The three surviving manufacturers for whom I speak have not yet benefited from Wurlitzer's withdrawal from competition. Each company has supplied me with information concerning their operations but have requested that I consolidate such information for reasons of competitive confidentiality.

In the aggregate, dollar sales volume and unit production are down between 20 percent and 30 percent. Employment is down drastically, in one company from 1,450 employees to 450 employees. Another company has shutdown production for three months in early 1975. Distributors' inventories in certain instances are as much as 300 percent above normal and sales are not improving.

The juke box business has not kept pace with population growth.
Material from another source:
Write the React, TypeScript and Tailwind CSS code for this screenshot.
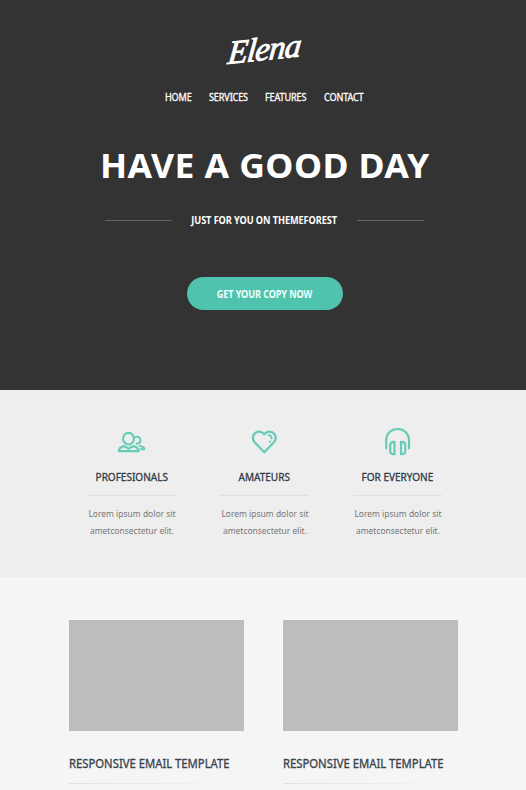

It is estimated that there are fewer juke boxes in operation now than in the period 25 years ago after World War II.

The present and prospective monetary contribution of the automatic phonograph industry to the record industry and the performing rights societies is adequate and equitable. Enactment of H.R. 2223 as now drafted will result in a contribution by the operators to the music industry of an estimated $8,500,000.00 a year. This is nearly 10 percent of the total distributions of the performing rights societies ASCAP, BMI and SESAC which in 1974 was reported to be approximately $97.5 million.

The manufacturers believe the operators are contributing their fair share for their use of music and recommend approval of Section 116 of H.R. 2223 as drafted. They oppose H.R. 5345 which would expose the operators to additional unwarranted monetary burdens.